I am a trained archivist; my work was to take a jumble of papers from a person or event and impart physical order so as to make a coherent system for finding information. When working with personal papers, there were several ways to go about this, but the overarching picture was to keep in mind the whole of this person’s life trajectory. As I began creating lessons centered around the lives of women saints, I delved into dozens, if not hundreds of stories, sorting out representatives to help my students understand a particular theme. I naturally picked up on patterns in the language used to describe our Orthodox saints.

Were these patterns made by unspoken little ‘t’ tradition or were there rules? Like within the tradition of iconography, are there understood symbols and depictions transmuted in language? I quickly learned there has been no academic or lengthy analysis on what hagiography is or rubrics delineating how we remember the saints. This is surprising considering how much of our liturgical life is guided through well-honed patterns.
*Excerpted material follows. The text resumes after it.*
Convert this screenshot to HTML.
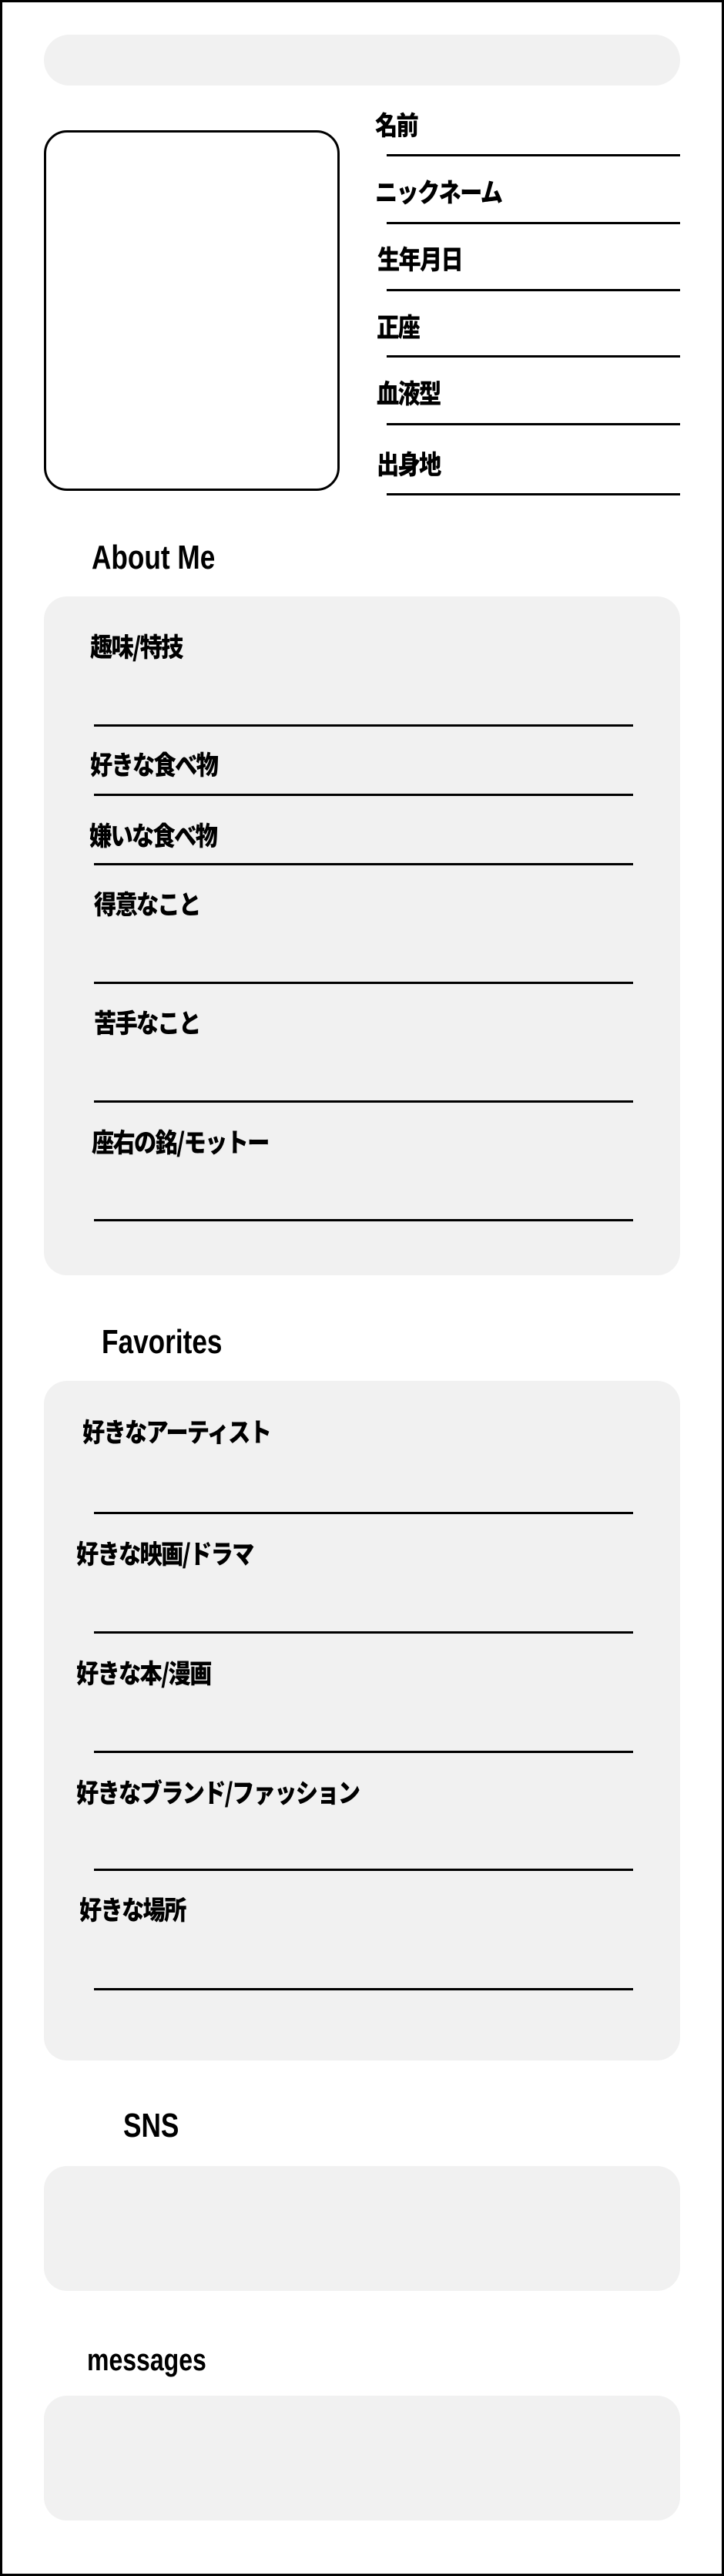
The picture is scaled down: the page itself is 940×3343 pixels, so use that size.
<!DOCTYPE html>
<html><head><meta charset="utf-8"><style>
html,body{margin:0;padding:0}
body{width:940px;height:3343px;position:relative;background:#fff;overflow:hidden;font-family:"Liberation Sans","Noto Sans CJK JP",sans-serif}
.frame{position:absolute;left:0;top:0;width:934px;height:3337px;border:3px solid #000}
.g{position:absolute;background:#f1f1f1;border-radius:30px}
.l{position:absolute;height:3px;background:#000}
.t{position:absolute;font-family:"Noto Sans CJK JP",sans-serif;font-weight:900;font-size:34px;line-height:40px;letter-spacing:-2px;white-space:nowrap;transform:scaleX(0.86);transform-origin:left center}
.h{position:absolute;font-family:"Liberation Sans",sans-serif;font-weight:bold;font-size:44px;line-height:50px;white-space:nowrap;transform:scaleX(0.8);transform-origin:left center}
</style></head><body>
<div class="frame"></div>
<div class="g" style="left:57px;top:45px;width:826px;height:66px;border-radius:33px"></div>
<div style="position:absolute;left:57px;top:169px;width:378px;height:462px;border:3px solid #000;border-radius:30px"></div>

<div class="t" style="left:487px;top:141px">名前</div>
<div class="l" style="left:502px;top:200px;width:381px"></div>
<div class="t" style="left:487px;top:228px">ニックネーム</div>
<div class="l" style="left:502px;top:288px;width:381px"></div>
<div class="t" style="left:490px;top:315px">生年月日</div>
<div class="l" style="left:502px;top:375px;width:381px"></div>
<div class="t" style="left:489px;top:403px">正座</div>
<div class="l" style="left:502px;top:461px;width:381px"></div>
<div class="t" style="left:489px;top:489px">血液型</div>
<div class="l" style="left:502px;top:549px;width:381px"></div>
<div class="t" style="left:489px;top:581px">出身地</div>
<div class="l" style="left:502px;top:640px;width:381px"></div>

<div class="h" style="left:119px;top:699px">About Me</div>
<div class="g" style="left:57px;top:774px;width:826px;height:881px"></div>
<div class="t" style="left:117px;top:818px">趣味/特技</div>
<div class="l" style="left:122px;top:940px;width:700px"></div>
<div class="t" style="left:117px;top:971px">好きな食べ物</div>
<div class="l" style="left:122px;top:1030px;width:700px"></div>
<div class="t" style="left:116px;top:1063px">嫌いな食べ物</div>
<div class="l" style="left:122px;top:1120px;width:700px"></div>
<div class="t" style="left:122px;top:1152px">得意なこと</div>
<div class="l" style="left:122px;top:1274px;width:700px"></div>
<div class="t" style="left:122px;top:1306px">苦手なこと</div>
<div class="l" style="left:122px;top:1428px;width:700px"></div>
<div class="t" style="left:119px;top:1461px">座右の銘/モットー</div>
<div class="l" style="left:122px;top:1582px;width:700px"></div>

<div class="h" style="left:132px;top:1717px">Favorites</div>
<div class="g" style="left:57px;top:1792px;width:826px;height:882px"></div>
<div class="t" style="left:107px;top:1837px">好きなアーティスト</div>
<div class="l" style="left:122px;top:1962px;width:700px"></div>
<div class="t" style="left:99px;top:1995px">好きな映画/ドラマ</div>
<div class="l" style="left:122px;top:2117px;width:700px"></div>
<div class="t" style="left:99px;top:2150px">好きな本/漫画</div>
<div class="l" style="left:122px;top:2272px;width:700px"></div>
<div class="t" style="left:99px;top:2305px">好きなブランド/ファッション</div>
<div class="l" style="left:122px;top:2425px;width:700px"></div>
<div class="t" style="left:103px;top:2457px">好きな場所</div>
<div class="l" style="left:122px;top:2580px;width:700px"></div>

<div class="h" style="left:160px;top:2734px">SNS</div>
<div class="g" style="left:57px;top:2811px;width:826px;height:162px"></div>
<div class="h" style="left:113px;top:3038px;font-size:40px">messages</div>
<div class="g" style="left:57px;top:3109px;width:826px;height:162px"></div>
</body></html>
To start with a basic definition, hagiography is writing about holiness. The goal of writing about a saint is to record what is profitable from their life story for our salvation -or- how their lives are joined with God in the world. This act of recording takes a great deal of wisdom and is much more complex than a social historian like myself would encounter when writing a biographical essay in my discipline. My emerging thesis is that hagiography is mythos meets ethos using logos or a recurrent structured story that builds towards a defining shared character for a group of people which shows the Divine life in the world.